Because right now, I really, really want people to validate my depression. I want to post to social media that I feel horrible, that I want to die, that I can’t face life day after day after day. It is, in a way, a cry for attention – but sometimes, I think people need attention. In the past, when I used to self-harm, or when I would daydream about suicide, it was always inward, about myself, my feelings, and how I would cope personally with the mental hell I was wading through.

Now, I feel like I have the same sort of feelings, but I really want someone else out there to say, ”Hey – it’s okay. I know it sucks.” I don’t want sympathy, or solutions; I don’t want platitudes, or logical ”you know it’ll get better” catchphrases (I know it’ll get better, that’s not the point). I want … empathy, I guess. Validation. Someone to tell me I’ve got it rough, and that it’s okay to cope in whatever way I possibly can.

But the thing is, I also don’t want that. I don’t want to feel like I’ve got it worse than other people, because I know I haven’t. I don’t want to garner sympathy for a plight that isn’t all that bad. I don’t want to drag empathy out of people who are probably thinking to themselves, ”Who is this guy? Does he think the world revolves around him? Grow up!”

I feel stuck, I feel lonely, and I feel miserable and depressed. I want people to notice, and I also want people to pass me by.

I want to feel validated, and I don’t feel that I deserve it.

I really want to end this post with some upbeat note, a sense of, ”Hey … I know this will get better.” And the honest truth is, I do know that. I also don’t care. It doesn’t change how I feel right now. It doesn’t change the fact that I don’t know how I’m going to make it through tomorrow. It doesn’t change anything about the place I’m in, or how I feel totally unequipped to cope. All the logical answers in the world don’t change a thing about depression.

For now, I’m probably going to zone out for the rest of the night, drag my living corpse from room to room in the house until it seems like a reasonable time to go to bed, then sleep until tomorrow.

Then it all begins again.

Daily Photo: October 8, 2010

The gloom of the morning mists.

This is what an autumn morning should look like. It’s also what any given day in England should look like.

Music I Love: “Like Gods of the Sun”, My Dying Bride (1996)

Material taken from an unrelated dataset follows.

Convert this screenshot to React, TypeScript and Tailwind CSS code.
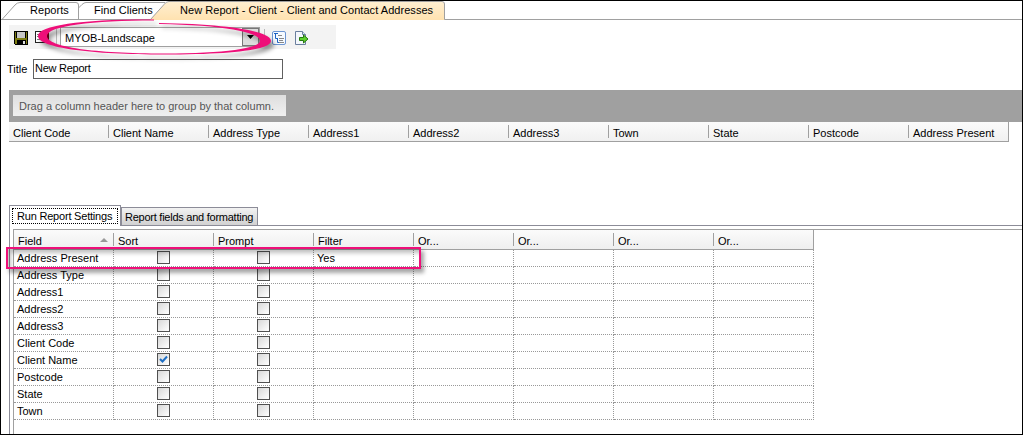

There are four bands I could not live without, and the doom and despair of My Dying Bride is at the top of that list. For decades, they have been darkening the musical world with their unique brand of metal, and each of their albums has wrenched my heart and filled it with darkness.

They began their career in the early nineties, releasing the groundbreaking As the Flower Withers in 1992. Though the influence of eighties death metal is still apparent here, striking songs such as Sear Me and The Return of the Beautiful stand out as a preview for what was to come: slow, haunting and utterly crushing with the weight of darkness.

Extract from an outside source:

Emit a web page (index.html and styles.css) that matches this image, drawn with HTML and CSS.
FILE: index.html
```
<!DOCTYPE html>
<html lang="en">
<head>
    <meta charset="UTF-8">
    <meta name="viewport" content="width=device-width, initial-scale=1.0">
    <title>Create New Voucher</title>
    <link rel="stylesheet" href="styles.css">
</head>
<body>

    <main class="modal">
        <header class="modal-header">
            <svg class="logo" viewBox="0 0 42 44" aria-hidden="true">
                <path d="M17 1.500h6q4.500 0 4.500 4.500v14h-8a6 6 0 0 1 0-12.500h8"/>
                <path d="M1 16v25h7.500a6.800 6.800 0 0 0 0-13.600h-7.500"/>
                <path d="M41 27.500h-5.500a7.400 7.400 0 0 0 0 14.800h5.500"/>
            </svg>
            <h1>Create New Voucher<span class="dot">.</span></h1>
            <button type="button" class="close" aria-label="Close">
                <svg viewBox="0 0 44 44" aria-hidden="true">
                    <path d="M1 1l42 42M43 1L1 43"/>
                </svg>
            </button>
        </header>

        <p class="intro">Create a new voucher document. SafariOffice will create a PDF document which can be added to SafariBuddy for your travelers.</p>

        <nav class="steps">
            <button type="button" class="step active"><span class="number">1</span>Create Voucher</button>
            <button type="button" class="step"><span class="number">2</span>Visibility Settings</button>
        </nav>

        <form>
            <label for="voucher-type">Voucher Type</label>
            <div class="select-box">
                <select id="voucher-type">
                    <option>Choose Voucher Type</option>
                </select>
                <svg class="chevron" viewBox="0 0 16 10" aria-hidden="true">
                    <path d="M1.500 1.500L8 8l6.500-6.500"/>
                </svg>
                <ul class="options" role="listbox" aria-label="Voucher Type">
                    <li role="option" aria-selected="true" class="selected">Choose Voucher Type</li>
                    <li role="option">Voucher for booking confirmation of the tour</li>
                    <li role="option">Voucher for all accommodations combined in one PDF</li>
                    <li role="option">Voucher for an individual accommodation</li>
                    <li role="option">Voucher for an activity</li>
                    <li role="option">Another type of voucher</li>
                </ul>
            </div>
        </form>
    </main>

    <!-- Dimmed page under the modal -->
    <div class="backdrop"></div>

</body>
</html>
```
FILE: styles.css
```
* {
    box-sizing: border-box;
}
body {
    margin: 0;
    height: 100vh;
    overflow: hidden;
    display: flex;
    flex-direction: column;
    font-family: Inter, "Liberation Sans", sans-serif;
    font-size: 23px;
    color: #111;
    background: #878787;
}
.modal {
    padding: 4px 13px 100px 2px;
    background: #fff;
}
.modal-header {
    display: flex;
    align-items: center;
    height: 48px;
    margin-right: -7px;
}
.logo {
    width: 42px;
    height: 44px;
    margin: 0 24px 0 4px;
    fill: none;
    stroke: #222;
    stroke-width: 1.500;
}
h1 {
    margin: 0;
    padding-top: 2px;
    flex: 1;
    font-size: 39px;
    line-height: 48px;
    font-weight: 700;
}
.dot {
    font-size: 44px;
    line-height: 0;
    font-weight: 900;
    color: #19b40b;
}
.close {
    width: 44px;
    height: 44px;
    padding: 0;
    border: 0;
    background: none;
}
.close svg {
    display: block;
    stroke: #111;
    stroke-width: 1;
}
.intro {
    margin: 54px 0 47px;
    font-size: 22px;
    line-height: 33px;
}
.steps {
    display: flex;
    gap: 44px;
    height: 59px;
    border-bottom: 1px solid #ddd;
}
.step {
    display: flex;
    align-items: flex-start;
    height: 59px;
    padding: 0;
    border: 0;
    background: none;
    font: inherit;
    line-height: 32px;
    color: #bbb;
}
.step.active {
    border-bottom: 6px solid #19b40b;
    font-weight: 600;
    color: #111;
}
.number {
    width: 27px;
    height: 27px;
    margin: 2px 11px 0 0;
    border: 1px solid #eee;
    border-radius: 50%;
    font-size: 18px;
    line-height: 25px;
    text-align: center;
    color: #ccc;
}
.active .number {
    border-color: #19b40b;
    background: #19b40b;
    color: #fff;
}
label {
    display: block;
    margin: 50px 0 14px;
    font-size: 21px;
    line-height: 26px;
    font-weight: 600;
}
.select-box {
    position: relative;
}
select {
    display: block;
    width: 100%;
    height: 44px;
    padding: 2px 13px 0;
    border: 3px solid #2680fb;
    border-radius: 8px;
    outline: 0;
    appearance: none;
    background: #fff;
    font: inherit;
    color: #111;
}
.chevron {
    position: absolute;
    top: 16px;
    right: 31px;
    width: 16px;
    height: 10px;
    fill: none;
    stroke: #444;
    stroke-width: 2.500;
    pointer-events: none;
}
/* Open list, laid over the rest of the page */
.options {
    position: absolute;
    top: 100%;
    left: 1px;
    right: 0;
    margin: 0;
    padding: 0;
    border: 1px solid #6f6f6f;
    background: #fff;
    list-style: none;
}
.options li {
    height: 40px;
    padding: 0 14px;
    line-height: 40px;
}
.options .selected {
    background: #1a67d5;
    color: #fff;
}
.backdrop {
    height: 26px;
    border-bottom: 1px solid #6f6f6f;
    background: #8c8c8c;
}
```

The follow-up, 1993’s Turn Loose the Swans, set the stage for the rest of their career. Gone were the fast death metal riffs, and for the first time we heard Aaron Stainthorpe’s wonderful, gloomy and heartbreaking voice, coupled with the dark growls of their death metal roots. What we were left with was the epitome of doom metal.

The Angel and the Dark River, in 1995, continued the melodic, atmospheric trend, and dispensed with growled vocals entirely. The violin, which had been a mainstay of their lineup since the very beginning, became ever more prominent, and the band were clearly leaping from strength to strength.

And then, in 1996, they released Like Gods of the Sun. To this day, this remains a masterpiece of doom metal, and it was here, on their fourth album, that we could see all the pieces finally come together. Crushing yet memorable, songs such as the title trackGrace Unhearing, and For You envelop the listener in a black, dark world of sound. Words of darkness and despair sweep around you, speaking of evil, pain and sadness:

Falling, drowning, deeper and forever

Choking, sinking, deeper into this ocean

Screaming, crying, for someone to save me

Reaching, hoping, calling to no one

Grace Unhearing – My Dying Bride, 1996

As we finally approach the ending of the album, the exceptionally dark It Will Come gives way seamlessly to the brilliant Here in the Throat. With its sudden change of rhythm halfway through, it pounds relentlessly onwards, drawing you inexorably towards the final, inevitable conclusion.

Except it doesn’t end there. After an album of doom, darkness and heaviness, something entirely other suddenly soothes its way through the speakers. Entering with haunting beauty – only synth and violin – the weeping, tragic For My Fallen Angel brings the album to the only close it could have possibly had. A three-stanza spoken poem, it swirls around you, and as the final notes linger, and then finally fade to silence, you feel as though there is nothing left in all the world, and you are left in eternal, silent darkness; a soothing, warm oblivion that will take you away forever.

This album was such a mirror for my own state of mind at the time that it has become inextricably linked to the darkest of thoughts for me. It played endlessly through sleepless, gothic, depressed nights, when candles burned down around me and the scent of blood rose in the air.